Und als letzte Frage: Wer garantiert mir überhaupt, dass es dieses Lockangebot in ein paar Jahren noch gibt? Da habe ich dann tapfer durchgehalten, und 2024 erklärt mir die Stawag: "Gibt's nicht mehr, konnten wir uns nicht mehr leisten, wurden zu viele!"?
Vergriffenes Gas
Beim Gas hat man offenbar genau das schon gemacht. Da wurde das attraktive Festpreis-Angebot vom 1. Oktober 2019 nach nur einem Vierteljahr wieder aus dem Verkehr gezogen, und auf der Internetseite findet sich jetzt der Vermerk: "Schade ... Unser Gas-Festpreisangebot ist leider vergriffen. Auf unserer Internetseite finden Sie aber auch viele andere interessante Angebote." |
Dieser Tage brachte Galeria-Karstadt-Kaufhof nach dem Abschied von Payback seine neue Kundenkarte unter die Leute. Zehn Prozent Begrüßungsrabatt für neue Kartenbesitzer, 20 Prozent für alle, die drei Jahre und mehr mit der alten Payback-Karte eingekauft hatten, erklärte mir der freundliche Verkäufer. Ganz einfach, ganz transparent, und keiner fühlte sich verarscht. So funktioniert Kundenbindung.
Vielleicht wird es langsam Zeit, sich wirklich einmal mit anderen Stromanbietern zu beschäftigen.

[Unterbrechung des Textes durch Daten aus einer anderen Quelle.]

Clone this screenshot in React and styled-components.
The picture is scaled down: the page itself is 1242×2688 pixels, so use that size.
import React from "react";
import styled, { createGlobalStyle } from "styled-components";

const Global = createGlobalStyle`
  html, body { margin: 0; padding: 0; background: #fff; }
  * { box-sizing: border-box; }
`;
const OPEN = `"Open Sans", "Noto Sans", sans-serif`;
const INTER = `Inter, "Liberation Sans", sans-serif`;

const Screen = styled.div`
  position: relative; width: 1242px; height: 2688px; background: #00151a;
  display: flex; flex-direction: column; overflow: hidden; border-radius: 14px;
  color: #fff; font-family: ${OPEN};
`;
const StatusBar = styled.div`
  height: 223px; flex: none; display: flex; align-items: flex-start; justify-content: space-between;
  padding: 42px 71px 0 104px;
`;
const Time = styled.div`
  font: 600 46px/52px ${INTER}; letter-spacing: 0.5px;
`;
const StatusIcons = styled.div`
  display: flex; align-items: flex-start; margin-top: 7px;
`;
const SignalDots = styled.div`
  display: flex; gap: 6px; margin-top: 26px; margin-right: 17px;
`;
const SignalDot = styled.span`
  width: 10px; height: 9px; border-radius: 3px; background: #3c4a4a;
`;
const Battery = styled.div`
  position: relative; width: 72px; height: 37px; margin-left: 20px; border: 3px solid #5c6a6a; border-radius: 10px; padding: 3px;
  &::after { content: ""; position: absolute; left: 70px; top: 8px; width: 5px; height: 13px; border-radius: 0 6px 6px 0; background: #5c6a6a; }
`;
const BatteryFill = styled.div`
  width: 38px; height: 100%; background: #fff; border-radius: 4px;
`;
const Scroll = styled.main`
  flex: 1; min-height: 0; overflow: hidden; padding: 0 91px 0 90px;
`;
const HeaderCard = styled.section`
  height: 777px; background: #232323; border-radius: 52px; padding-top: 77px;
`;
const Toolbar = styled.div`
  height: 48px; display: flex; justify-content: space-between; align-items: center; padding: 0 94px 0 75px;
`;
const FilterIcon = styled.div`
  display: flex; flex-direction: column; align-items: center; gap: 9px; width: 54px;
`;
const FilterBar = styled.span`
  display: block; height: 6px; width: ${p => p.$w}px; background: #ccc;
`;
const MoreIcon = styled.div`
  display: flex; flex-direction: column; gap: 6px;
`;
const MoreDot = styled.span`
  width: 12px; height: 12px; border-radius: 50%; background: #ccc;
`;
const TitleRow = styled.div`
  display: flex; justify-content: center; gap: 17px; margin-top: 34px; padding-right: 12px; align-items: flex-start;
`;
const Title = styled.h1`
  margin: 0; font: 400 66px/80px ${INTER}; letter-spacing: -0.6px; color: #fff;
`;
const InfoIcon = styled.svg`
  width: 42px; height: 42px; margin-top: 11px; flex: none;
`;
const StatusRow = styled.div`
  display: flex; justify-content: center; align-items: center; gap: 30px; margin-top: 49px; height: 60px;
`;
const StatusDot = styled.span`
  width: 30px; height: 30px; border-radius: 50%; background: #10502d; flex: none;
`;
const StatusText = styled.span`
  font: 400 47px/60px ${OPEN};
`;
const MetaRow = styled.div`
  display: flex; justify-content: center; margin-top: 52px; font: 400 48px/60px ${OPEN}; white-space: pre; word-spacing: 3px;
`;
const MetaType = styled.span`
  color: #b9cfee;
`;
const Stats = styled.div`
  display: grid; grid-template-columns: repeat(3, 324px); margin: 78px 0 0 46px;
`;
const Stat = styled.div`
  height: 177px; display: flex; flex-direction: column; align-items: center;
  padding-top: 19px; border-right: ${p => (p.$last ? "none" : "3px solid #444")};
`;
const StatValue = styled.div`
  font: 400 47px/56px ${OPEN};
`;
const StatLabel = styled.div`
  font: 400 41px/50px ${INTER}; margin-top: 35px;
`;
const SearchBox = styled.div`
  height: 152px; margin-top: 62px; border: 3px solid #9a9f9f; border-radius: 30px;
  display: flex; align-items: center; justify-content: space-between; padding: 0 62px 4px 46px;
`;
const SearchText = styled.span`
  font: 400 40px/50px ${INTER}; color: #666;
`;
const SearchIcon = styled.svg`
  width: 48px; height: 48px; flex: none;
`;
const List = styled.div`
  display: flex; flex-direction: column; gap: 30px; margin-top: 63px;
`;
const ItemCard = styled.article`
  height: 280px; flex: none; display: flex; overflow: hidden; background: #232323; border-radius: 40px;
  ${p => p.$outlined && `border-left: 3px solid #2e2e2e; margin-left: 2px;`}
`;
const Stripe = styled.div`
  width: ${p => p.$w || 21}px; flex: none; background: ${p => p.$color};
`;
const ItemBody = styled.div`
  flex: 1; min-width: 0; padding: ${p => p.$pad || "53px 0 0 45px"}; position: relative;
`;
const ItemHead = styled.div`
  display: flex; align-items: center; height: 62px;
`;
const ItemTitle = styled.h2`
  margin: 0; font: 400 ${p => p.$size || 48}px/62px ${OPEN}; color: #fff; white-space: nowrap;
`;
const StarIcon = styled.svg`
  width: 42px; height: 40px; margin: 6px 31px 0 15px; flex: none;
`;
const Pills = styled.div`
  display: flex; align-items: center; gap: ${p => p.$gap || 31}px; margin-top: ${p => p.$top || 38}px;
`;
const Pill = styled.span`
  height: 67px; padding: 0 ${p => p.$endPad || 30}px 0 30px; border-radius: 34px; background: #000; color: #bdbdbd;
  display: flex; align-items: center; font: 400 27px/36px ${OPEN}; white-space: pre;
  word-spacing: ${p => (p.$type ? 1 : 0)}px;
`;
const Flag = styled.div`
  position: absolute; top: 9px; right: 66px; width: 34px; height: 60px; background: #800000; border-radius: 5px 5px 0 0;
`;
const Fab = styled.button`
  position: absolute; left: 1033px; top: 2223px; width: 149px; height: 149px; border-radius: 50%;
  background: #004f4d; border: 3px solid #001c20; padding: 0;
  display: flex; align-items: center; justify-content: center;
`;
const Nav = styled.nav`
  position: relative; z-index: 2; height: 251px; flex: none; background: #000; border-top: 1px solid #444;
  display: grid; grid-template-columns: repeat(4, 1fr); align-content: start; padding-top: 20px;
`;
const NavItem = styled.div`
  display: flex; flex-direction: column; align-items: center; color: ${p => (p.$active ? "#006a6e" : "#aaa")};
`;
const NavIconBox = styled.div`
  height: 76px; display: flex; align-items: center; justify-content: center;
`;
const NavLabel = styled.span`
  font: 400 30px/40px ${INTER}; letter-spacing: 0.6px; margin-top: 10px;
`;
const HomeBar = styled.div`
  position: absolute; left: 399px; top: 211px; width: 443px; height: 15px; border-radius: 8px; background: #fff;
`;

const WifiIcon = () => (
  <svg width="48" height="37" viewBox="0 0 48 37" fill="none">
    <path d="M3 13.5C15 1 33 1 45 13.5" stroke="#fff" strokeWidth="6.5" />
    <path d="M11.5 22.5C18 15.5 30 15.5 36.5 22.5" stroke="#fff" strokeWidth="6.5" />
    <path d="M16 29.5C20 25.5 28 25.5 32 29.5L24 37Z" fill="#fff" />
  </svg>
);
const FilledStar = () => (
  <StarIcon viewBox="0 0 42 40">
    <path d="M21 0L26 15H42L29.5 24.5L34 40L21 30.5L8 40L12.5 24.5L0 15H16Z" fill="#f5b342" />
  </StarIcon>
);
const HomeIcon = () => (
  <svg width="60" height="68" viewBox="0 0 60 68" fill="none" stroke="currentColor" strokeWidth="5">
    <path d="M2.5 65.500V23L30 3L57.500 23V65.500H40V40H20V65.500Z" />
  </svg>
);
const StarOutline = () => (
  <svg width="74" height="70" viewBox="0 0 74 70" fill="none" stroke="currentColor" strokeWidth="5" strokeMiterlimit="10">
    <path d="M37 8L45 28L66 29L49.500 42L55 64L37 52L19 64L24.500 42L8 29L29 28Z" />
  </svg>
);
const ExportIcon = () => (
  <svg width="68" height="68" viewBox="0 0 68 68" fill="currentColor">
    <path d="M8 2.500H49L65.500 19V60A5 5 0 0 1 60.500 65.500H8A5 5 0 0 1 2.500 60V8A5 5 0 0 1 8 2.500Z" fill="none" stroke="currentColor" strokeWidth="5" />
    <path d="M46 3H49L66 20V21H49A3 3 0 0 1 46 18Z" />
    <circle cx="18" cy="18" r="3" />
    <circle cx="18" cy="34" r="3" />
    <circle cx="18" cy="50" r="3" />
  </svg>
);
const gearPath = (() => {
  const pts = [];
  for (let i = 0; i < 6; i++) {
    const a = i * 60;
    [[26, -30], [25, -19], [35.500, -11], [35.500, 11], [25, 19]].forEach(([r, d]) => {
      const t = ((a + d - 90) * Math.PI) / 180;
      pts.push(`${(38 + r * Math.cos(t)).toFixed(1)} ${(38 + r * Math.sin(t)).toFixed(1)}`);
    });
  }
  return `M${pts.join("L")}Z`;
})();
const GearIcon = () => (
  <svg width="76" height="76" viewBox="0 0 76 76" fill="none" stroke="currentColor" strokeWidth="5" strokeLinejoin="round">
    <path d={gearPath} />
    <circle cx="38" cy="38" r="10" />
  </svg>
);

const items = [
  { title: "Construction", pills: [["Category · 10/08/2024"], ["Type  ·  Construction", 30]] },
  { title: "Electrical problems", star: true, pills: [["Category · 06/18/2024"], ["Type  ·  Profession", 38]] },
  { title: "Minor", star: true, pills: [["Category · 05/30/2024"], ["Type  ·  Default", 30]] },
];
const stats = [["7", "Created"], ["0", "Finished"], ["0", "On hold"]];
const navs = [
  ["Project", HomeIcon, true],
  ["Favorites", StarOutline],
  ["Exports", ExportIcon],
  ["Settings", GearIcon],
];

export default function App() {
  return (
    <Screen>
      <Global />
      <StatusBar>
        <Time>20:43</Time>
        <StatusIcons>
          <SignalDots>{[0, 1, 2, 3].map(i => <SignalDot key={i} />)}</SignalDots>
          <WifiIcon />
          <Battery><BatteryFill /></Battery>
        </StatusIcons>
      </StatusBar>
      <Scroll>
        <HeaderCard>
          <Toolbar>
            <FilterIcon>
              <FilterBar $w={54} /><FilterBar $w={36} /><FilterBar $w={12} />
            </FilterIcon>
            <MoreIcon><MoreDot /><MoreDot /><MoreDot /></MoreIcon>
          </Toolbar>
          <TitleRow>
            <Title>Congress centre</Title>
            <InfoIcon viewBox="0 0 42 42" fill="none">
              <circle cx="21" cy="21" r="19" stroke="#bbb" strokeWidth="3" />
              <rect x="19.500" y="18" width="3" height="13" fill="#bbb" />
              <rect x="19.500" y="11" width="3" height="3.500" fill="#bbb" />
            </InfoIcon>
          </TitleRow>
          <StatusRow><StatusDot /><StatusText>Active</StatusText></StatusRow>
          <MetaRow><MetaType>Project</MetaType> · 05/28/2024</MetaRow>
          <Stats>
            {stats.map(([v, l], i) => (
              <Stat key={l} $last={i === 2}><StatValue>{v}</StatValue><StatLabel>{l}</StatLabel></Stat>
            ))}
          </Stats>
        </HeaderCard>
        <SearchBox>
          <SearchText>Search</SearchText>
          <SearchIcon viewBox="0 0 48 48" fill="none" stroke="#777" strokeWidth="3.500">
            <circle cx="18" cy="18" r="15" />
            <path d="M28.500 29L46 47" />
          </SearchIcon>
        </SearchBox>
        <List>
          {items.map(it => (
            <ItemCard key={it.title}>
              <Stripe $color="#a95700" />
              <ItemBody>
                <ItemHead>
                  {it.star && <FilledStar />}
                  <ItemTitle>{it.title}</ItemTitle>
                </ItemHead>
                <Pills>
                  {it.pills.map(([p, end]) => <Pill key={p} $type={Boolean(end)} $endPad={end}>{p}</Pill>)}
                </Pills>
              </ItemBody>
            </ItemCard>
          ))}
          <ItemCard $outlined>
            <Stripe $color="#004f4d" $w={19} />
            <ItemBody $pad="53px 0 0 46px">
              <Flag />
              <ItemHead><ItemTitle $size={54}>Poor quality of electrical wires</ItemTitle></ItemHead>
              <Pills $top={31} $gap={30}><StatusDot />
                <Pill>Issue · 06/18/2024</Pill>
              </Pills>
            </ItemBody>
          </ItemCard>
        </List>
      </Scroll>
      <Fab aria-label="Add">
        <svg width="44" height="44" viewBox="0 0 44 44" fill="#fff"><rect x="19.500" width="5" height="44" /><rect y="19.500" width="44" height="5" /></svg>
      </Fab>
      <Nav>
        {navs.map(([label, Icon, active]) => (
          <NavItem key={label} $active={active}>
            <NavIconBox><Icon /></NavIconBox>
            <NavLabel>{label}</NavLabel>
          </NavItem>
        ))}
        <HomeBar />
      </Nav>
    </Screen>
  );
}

Kundenbindung im Münsterwald
Dieser Tage fanden viele Stawag-Kunden in ihrer Post ein Angebot, sich finanziell am Windpark im Münsterwald zu beteiligen. Als Verzinsung wurden über eine Laufzeit von fünf Jahren zwei Prozent pro Jahr in Aussicht gestellt. Das ist mehr als jedes Festgeldkonto bei den klassischen Geldinstituten derzeit abwirft und scheint daher nicht unattraktiv.
Aber auch hier scheint es in erster Linie weder um Geldbeschaffung zu gehen (das Geld könnte die Stawag bei der KfW billiger bekommen) noch darum, irgendwelche Wohltaten unter der Kundschaft zu verteilen. Stattdessen dürfte Ziel auch dieses Angebotes sein, Kunden möglichst langfristig ans Unternehmen zu binden.
Dafür spricht zum einen der Hinweis im Kleingedruckten: "Bei Kündigung des Stromvertrages wegen Versorgerwechsel innerhalb der Laufzeit der Bürgerbeteiligung wird der Zinssatz auf 0,5% p.a. für die Restlaufzeit reduziert."
Zum anderen ist die Höhe der Einlage pro Person auf 5000 Euro begrenzt. Die Stawag sucht also nicht den einen Anleger, der 100.000 Euro zuviel auf dem Konto hat und diese endlich nochmal gescheit verzinst bekommen möchte, sondern die 20, die in den nächsten fünf Jahren auf 5000 Euro verzichten können.
Auch das deutet darauf hin, dass es nicht vorrangig um das Einsammeln von Geld geht, sondern darum, das Angebot breit zu streuen, um möglichst viele Kunden für die nächsten Jahre vom Wechsel ihres Energieversorgers abzuhalten.
Und als dritter Beleg, dass nicht die Kundeninteressen im Vordergrund stehen: Die Stawag verkauft das Produkt als sogenanntes "Nachrangdarlehen", was bedeutet: Im (unwahrscheinlichen) Fall, dass das Unternehmen in den nächsten fünf Jahren pleitegeht, dürfen sich die Anleger im Konkursverfahren ganz hinten anstellen und werden ihre Geld - wenn überhaupt - erst wiedersehen, wenn alle anderen Forderungen (z.B. der Sparkassen) bedient sind.
Ganz unten auf der Seite steht in einem grauen Kasten der Satz: "Der Erwerb dieser Vermögensanlage ist mit erheblichen Risiken verbunden und kann zum vollständigen Verlust des eingesetzten Kapitals führen."